Additionally, KBRU employees are currently receiving hands-on training from BAUER engineers on-site, underscoring that the method requires a specialist skill set that does not yet exist within the broader mining workforce. Building that capability base will take time and structured investment in training infrastructure if the technology is to scale. For comparison, projects such as the Niagara bauxite project illustrate how diverse the technological and operational approaches to bauxite development have become across different jurisdictions.
What This Innovation Signals for the Broader Mining Industry
The more significant implication of the KBRU vertical bauxite mining project may not be operational but conceptual. It challenges a longstanding assumption embedded in how the industry classifies and values mineral reserves: that ore beyond the economic reach of conventional open-pit methods is effectively unrecoverable without transitioning to full underground operations.
If vertical extraction can be demonstrated to deliver consistent production data, predictable ore quality, and acceptable cost-per-tonne metrics at KBRU, it opens a question that reserve engineers and mine planners at mature operations globally will need to consider: how much previously stranded bauxite sits within the 100-metre depth window of existing open pits, and what is it now worth?

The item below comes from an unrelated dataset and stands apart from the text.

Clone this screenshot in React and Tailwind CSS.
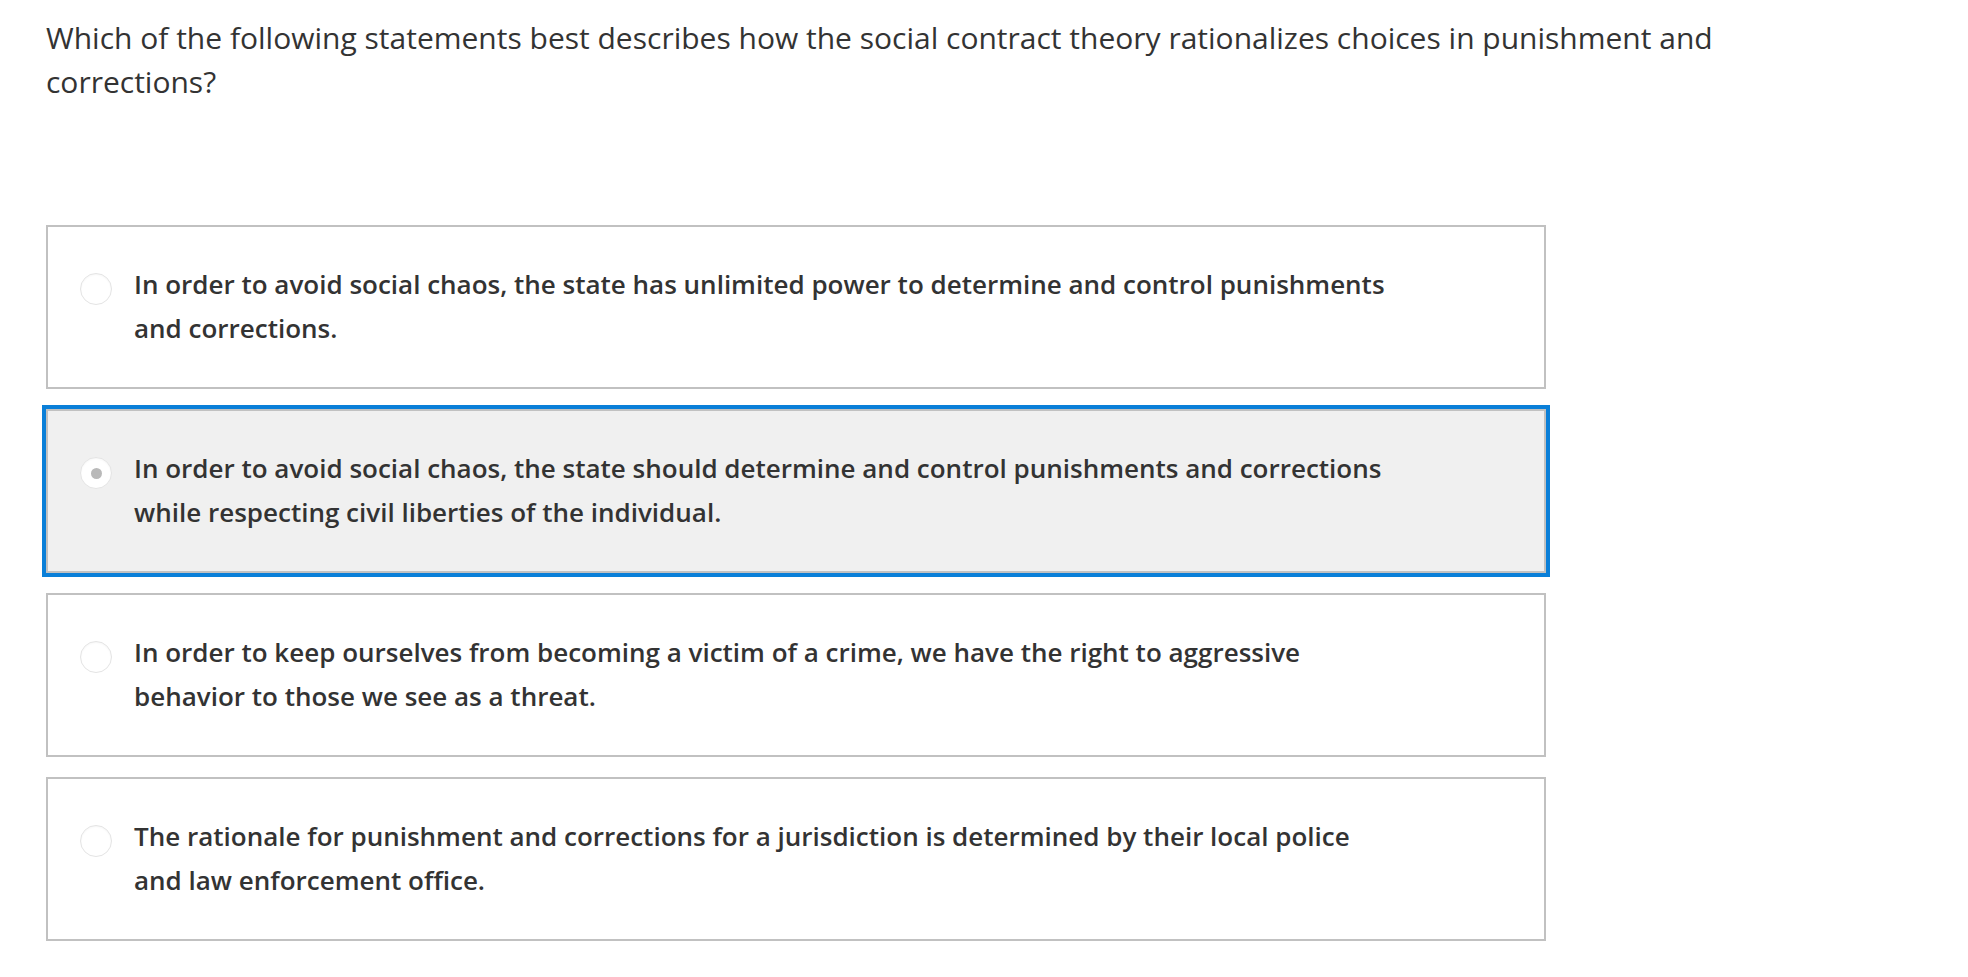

The cross-industry technology transfer model itself — adapting construction-grade geotechnical equipment for commercial mineral extraction through collaborative engineering between mining operators and original equipment manufacturers — may also provide a template applicable beyond bauxite. Other sedimentary ore bodies with similar depth profiles and conventional extraction cost challenges could potentially benefit from analogous approaches. However, demonstrating economic viability at KBRU is the prerequisite for any serious industry-wide conversation about broader adoption.
The BAUER BG platform's origins in civil foundation piling also point toward an underappreciated source of mining technology innovation: the construction and geotechnical engineering sectors. These industries operate at similar depth ranges and face comparable ground conditions but have developed distinct equipment traditions. Consequently, the boundary between these industries may prove more permeable than previously assumed, and operations such as the Metro Mining bauxite project in Queensland demonstrate how logistics and infrastructure innovation are equally transforming the sector.
Disclaimer: This article contains forward-looking projections, including the 12-million-tonne reserve recovery estimate, which are based on current technical assessments and operational assumptions. Actual outcomes may differ materially from projections depending on geological conditions, equipment performance, regulatory developments, and commodity market dynamics. Nothing in this article constitutes financial or investment advice.